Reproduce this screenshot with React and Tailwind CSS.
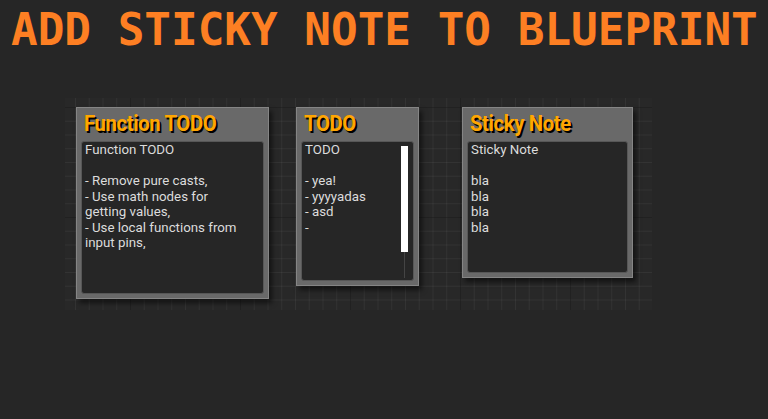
const notes = [
  {
    title: "Function TODO",
    lines: [
      "Function TODO",
      "",
      "- Remove pure casts,",
      "- Use math nodes for",
      "getting values,",
      "- Use local functions from",
      "input pins,",
    ],
    pos: "left-[11px] top-[9px] w-[193px] h-[192px]",
  },
  {
    title: "TODO",
    lines: ["TODO", "", "- yea!", "- yyyyadas", "- asd", "-"],
    pos: "left-[231px] top-[9px] w-[123px] h-[179px]",
    scroll: true,
  },
  {
    title: "Sticky Note",
    lines: ["Sticky Note", "", "bla", "bla", "bla", "bla"],
    pos: "left-[397px] top-[9px] w-[171px] h-[171px]",
  },
];

function StickyNote({ note }) {
  return (
    <div
      className={`absolute ${note.pos} flex flex-col bg-[#696969] border border-[#858585] shadow-[3px_4px_5px_rgba(0,0,0,0.55)]`}
    >
      <div className="h-[33px] shrink-0 flex items-center pl-[7px] pb-[2px]">
        <span className="inline-block origin-left scale-x-[0.9] font-['Roboto',sans-serif] font-bold text-[22.5px] leading-none tracking-[-0.4px] text-[#ffa600] [text-shadow:2px_2px_0_#000] whitespace-nowrap">
          {note.title}
        </span>
      </div>
      <div className="relative flex-1 mx-[4px] mb-[4px] bg-[#262626] border border-[#575757] rounded-[3px] px-[3px] overflow-hidden">
        {note.lines.map((line, i) => (
          <div
            key={i}
            className="h-[15.5px] text-[13.3px] leading-[15.5px] text-[#dcdcdc] font-['Roboto',sans-serif] whitespace-nowrap"
          >
            {line}
          </div>
        ))}
        {note.scroll && (
          <>
            <div className="absolute right-[5px] top-[4px] w-[7px] h-[106px] bg-white" />
            <div className="absolute right-[8px] top-[110px] w-px h-[26px] bg-[#444]" />
          </>
        )}
      </div>
    </div>
  );
}

export default function App() {
  return (
    <div className="w-[768px] h-[419px] bg-[#262626] overflow-hidden">
      <h1 className="pl-[11px] pt-[8px] font-['DejaVu_Sans_Mono',monospace] font-bold text-[44.3px] leading-[44px] text-[#fd7f23] whitespace-nowrap">
        ADD STICKY NOTE TO BLUEPRINT
      </h1>
      <div className="relative ml-[65px] mt-[46px] w-[587px] h-[212px] bg-[#282828] bg-[linear-gradient(to_right,rgba(255,255,255,0.05)_1px,transparent_1px),linear-gradient(to_bottom,rgba(255,255,255,0.05)_1px,transparent_1px)] bg-[size:13.75px_13.75px] bg-[position:10px_9px]">
        <div className="absolute inset-0 bg-[linear-gradient(to_right,rgba(0,0,0,0.35)_1px,transparent_1px),linear-gradient(to_bottom,rgba(0,0,0,0.35)_1px,transparent_1px)] bg-[size:110px_110px] bg-[position:65px_9px]" />
        {notes.map((n) => (
          <StickyNote key={n.title} note={n} />
        ))}
      </div>
    </div>
  );
}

**Given exercise:** The data should be printed again unchanged; leave its pictures out.

**Answer to the problem:**
Reproduce this screenshot with React and Tailwind CSS.
const notes = [
  {
    title: "Function TODO",
    lines: [
      "Function TODO",
      "",
      "- Remove pure casts,",
      "- Use math nodes for",
      "getting values,",
      "- Use local functions from",
      "input pins,",
    ],
    pos: "left-[11px] top-[9px] w-[193px] h-[192px]",
  },
  {
    title: "TODO",
    lines: ["TODO", "", "- yea!", "- yyyyadas", "- asd", "-"],
    pos: "left-[231px] top-[9px] w-[123px] h-[179px]",
    scroll: true,
  },
  {
    title: "Sticky Note",
    lines: ["Sticky Note", "", "bla", "bla", "bla", "bla"],
    pos: "left-[397px] top-[9px] w-[171px] h-[171px]",
  },
];

function StickyNote({ note }) {
  return (
    <div
      className={`absolute ${note.pos} flex flex-col bg-[#696969] border border-[#858585] shadow-[3px_4px_5px_rgba(0,0,0,0.55)]`}
    >
      <div className="h-[33px] shrink-0 flex items-center pl-[7px] pb-[2px]">
        <span className="inline-block origin-left scale-x-[0.9] font-['Roboto',sans-serif] font-bold text-[22.5px] leading-none tracking-[-0.4px] text-[#ffa600] [text-shadow:2px_2px_0_#000] whitespace-nowrap">
          {note.title}
        </span>
      </div>
      <div className="relative flex-1 mx-[4px] mb-[4px] bg-[#262626] border border-[#575757] rounded-[3px] px-[3px] overflow-hidden">
        {note.lines.map((line, i) => (
          <div
            key={i}
            className="h-[15.5px] text-[13.3px] leading-[15.5px] text-[#dcdcdc] font-['Roboto',sans-serif] whitespace-nowrap"
          >
            {line}
          </div>
        ))}
        {note.scroll && (
          <>
            <div className="absolute right-[5px] top-[4px] w-[7px] h-[106px] bg-white" />
            <div className="absolute right-[8px] top-[110px] w-px h-[26px] bg-[#444]" />
          </>
        )}
      </div>
    </div>
  );
}

export default function App() {
  return (
    <div className="w-[768px] h-[419px] bg-[#262626] overflow-hidden">
      <h1 className="pl-[11px] pt-[8px] font-['DejaVu_Sans_Mono',monospace] font-bold text-[44.3px] leading-[44px] text-[#fd7f23] whitespace-nowrap">
        ADD STICKY NOTE TO BLUEPRINT
      </h1>
      <div className="relative ml-[65px] mt-[46px] w-[587px] h-[212px] bg-[#282828] bg-[linear-gradient(to_right,rgba(255,255,255,0.05)_1px,transparent_1px),linear-gradient(to_bottom,rgba(255,255,255,0.05)_1px,transparent_1px)] bg-[size:13.75px_13.75px] bg-[position:10px_9px]">
        <div className="absolute inset-0 bg-[linear-gradient(to_right,rgba(0,0,0,0.35)_1px,transparent_1px),linear-gradient(to_bottom,rgba(0,0,0,0.35)_1px,transparent_1px)] bg-[size:110px_110px] bg-[position:65px_9px]" />
        {notes.map((n) => (
          <StickyNote key={n.title} note={n} />
        ))}
      </div>
    </div>
  );
}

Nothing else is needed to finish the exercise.